● **The request**
Images must not appear in your copy; reproduce every other part of the records exactly.

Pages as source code

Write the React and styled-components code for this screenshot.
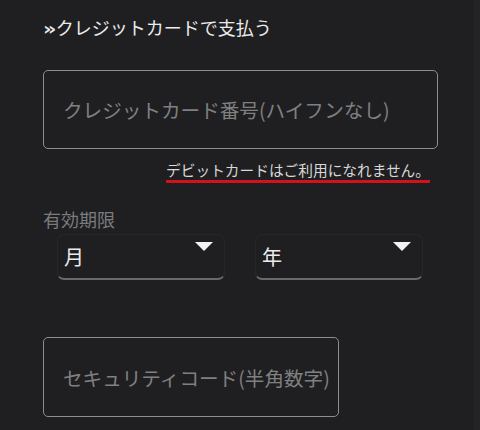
import React from "react";
import styled, { createGlobalStyle } from "styled-components";

const Global = createGlobalStyle`
  html, body {
    margin: 0;
    padding: 0;
    background: linear-gradient(to right, #1f1f21 474px, #232325 474px);
    min-height: 430px;
  }
  body {
    font-family: "Noto Sans CJK JP", "Noto Sans", sans-serif;
  }
`;

const Page = styled.div`
  padding: 15px 0 0 43px;
  width: 437px;
  box-sizing: border-box;
`;

const Title = styled.h2`
  margin: 0;
  height: 24px;
  font-size: 18px;
  line-height: 24px;
  font-weight: 400;
  color: #ebebeb;
  white-space: nowrap;
`;

const Mark = styled.span`
  display: inline-block;
  font-family: "DejaVu Sans", sans-serif;
  font-weight: 700;
  font-size: 18px;
  line-height: 18px;
  margin-right: 1px;
  transform: scaleX(1.15);
  transform-origin: left center;
`;

const TextBox = styled.div`
  box-sizing: border-box;
  width: ${(p) => p.$w}px;
  height: ${(p) => p.$h}px;
  margin-top: ${(p) => p.$mt}px;
  border: 1.5px solid #8b8d8e;
  border-radius: 5px;
  display: flex;
  align-items: center;
  padding-left: 19px;
  font-size: 19.6px;
  color: #7f8081;
  white-space: nowrap;
`;

const NoteRow = styled.div`
  width: 395px;
  margin-top: 12px;
  padding-right: 8px;
  box-sizing: border-box;
  text-align: right;
  line-height: 0;
`;

const Note = styled.span`
  display: inline-block;
  font-size: 14.7px;
  line-height: 18px;
  color: #d8d8d8;
  padding-bottom: 1px;
  border-bottom: 3px solid #d3121c;
  border-radius: 1px;
`;

const Label = styled.div`
  margin-top: 25px;
  font-size: 18px;
  line-height: 22px;
  color: #7a7b7c;
`;

const SelectRow = styled.div`
  display: flex;
  gap: 30px;
  margin-top: 4px;
  margin-left: 14px;
`;

const Select = styled.div`
  box-sizing: border-box;
  width: 168px;
  height: 46px;
  border: 1px solid rgba(255, 255, 255, 0.035);
  border-bottom: 2px solid #676a6b;
  border-radius: 7px;
  display: flex;
  align-items: center;
  justify-content: space-between;
  padding: 0 11px 0 6px;
  font-size: 20px;
  color: #ececec;
`;

const Caret = styled.span`
  align-self: flex-start;
  margin-top: 7px;
  width: 0;
  height: 0;
  border-left: 9px solid transparent;
  border-right: 9px solid transparent;
  border-top: 9px solid #f2f2f2;
`;

export default function App() {
  return (
    <>
      <Global />
      <Page>
        <Title>
          <Mark>»</Mark>クレジットカードで支払う
        </Title>
        <TextBox $w={395} $h={79} $mt={31}>
          クレジットカード番号(ハイフンなし)
        </TextBox>
        <NoteRow>
          <Note>デビットカードはご利用になれません。</Note>
        </NoteRow>
        <Label>有効期限</Label>
        <SelectRow>
          <Select>
            <span>月</span>
            <Caret />
          </Select>
          <Select>
            <span>年</span>
            <Caret />
          </Select>
        </SelectRow>
        <TextBox $w={296} $h={80} $mt={57}>
          セキュリティコード(半角数字)
        </TextBox>
      </Page>
    </>
  );
}
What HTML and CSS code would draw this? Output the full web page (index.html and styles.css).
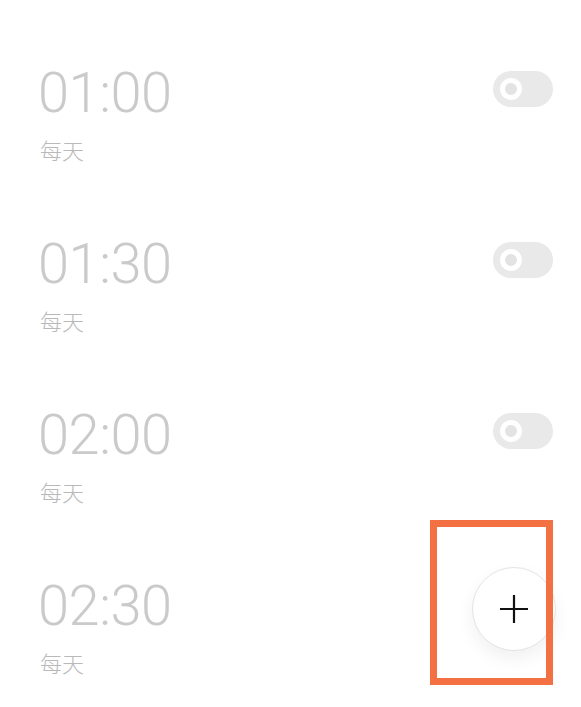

● **Solution for this problem**
Write the React and styled-components code for this screenshot.
import React from "react";
import styled, { createGlobalStyle } from "styled-components";

const Global = createGlobalStyle`
  html, body {
    margin: 0;
    padding: 0;
    background: linear-gradient(to right, #1f1f21 474px, #232325 474px);
    min-height: 430px;
  }
  body {
    font-family: "Noto Sans CJK JP", "Noto Sans", sans-serif;
  }
`;

const Page = styled.div`
  padding: 15px 0 0 43px;
  width: 437px;
  box-sizing: border-box;
`;

const Title = styled.h2`
  margin: 0;
  height: 24px;
  font-size: 18px;
  line-height: 24px;
  font-weight: 400;
  color: #ebebeb;
  white-space: nowrap;
`;

const Mark = styled.span`
  display: inline-block;
  font-family: "DejaVu Sans", sans-serif;
  font-weight: 700;
  font-size: 18px;
  line-height: 18px;
  margin-right: 1px;
  transform: scaleX(1.15);
  transform-origin: left center;
`;

const TextBox = styled.div`
  box-sizing: border-box;
  width: ${(p) => p.$w}px;
  height: ${(p) => p.$h}px;
  margin-top: ${(p) => p.$mt}px;
  border: 1.5px solid #8b8d8e;
  border-radius: 5px;
  display: flex;
  align-items: center;
  padding-left: 19px;
  font-size: 19.6px;
  color: #7f8081;
  white-space: nowrap;
`;

const NoteRow = styled.div`
  width: 395px;
  margin-top: 12px;
  padding-right: 8px;
  box-sizing: border-box;
  text-align: right;
  line-height: 0;
`;

const Note = styled.span`
  display: inline-block;
  font-size: 14.7px;
  line-height: 18px;
  color: #d8d8d8;
  padding-bottom: 1px;
  border-bottom: 3px solid #d3121c;
  border-radius: 1px;
`;

const Label = styled.div`
  margin-top: 25px;
  font-size: 18px;
  line-height: 22px;
  color: #7a7b7c;
`;

const SelectRow = styled.div`
  display: flex;
  gap: 30px;
  margin-top: 4px;
  margin-left: 14px;
`;

const Select = styled.div`
  box-sizing: border-box;
  width: 168px;
  height: 46px;
  border: 1px solid rgba(255, 255, 255, 0.035);
  border-bottom: 2px solid #676a6b;
  border-radius: 7px;
  display: flex;
  align-items: center;
  justify-content: space-between;
  padding: 0 11px 0 6px;
  font-size: 20px;
  color: #ececec;
`;

const Caret = styled.span`
  align-self: flex-start;
  margin-top: 7px;
  width: 0;
  height: 0;
  border-left: 9px solid transparent;
  border-right: 9px solid transparent;
  border-top: 9px solid #f2f2f2;
`;

export default function App() {
  return (
    <>
      <Global />
      <Page>
        <Title>
          <Mark>»</Mark>クレジットカードで支払う
        </Title>
        <TextBox $w={395} $h={79} $mt={31}>
          クレジットカード番号(ハイフンなし)
        </TextBox>
        <NoteRow>
          <Note>デビットカードはご利用になれません。</Note>
        </NoteRow>
        <Label>有効期限</Label>
        <SelectRow>
          <Select>
            <span>月</span>
            <Caret />
          </Select>
          <Select>
            <span>年</span>
            <Caret />
          </Select>
        </SelectRow>
        <TextBox $w={296} $h={80} $mt={57}>
          セキュリティコード(半角数字)
        </TextBox>
      </Page>
    </>
  );
}
What HTML and CSS code would draw this? Output the full web page (index.html and styles.css).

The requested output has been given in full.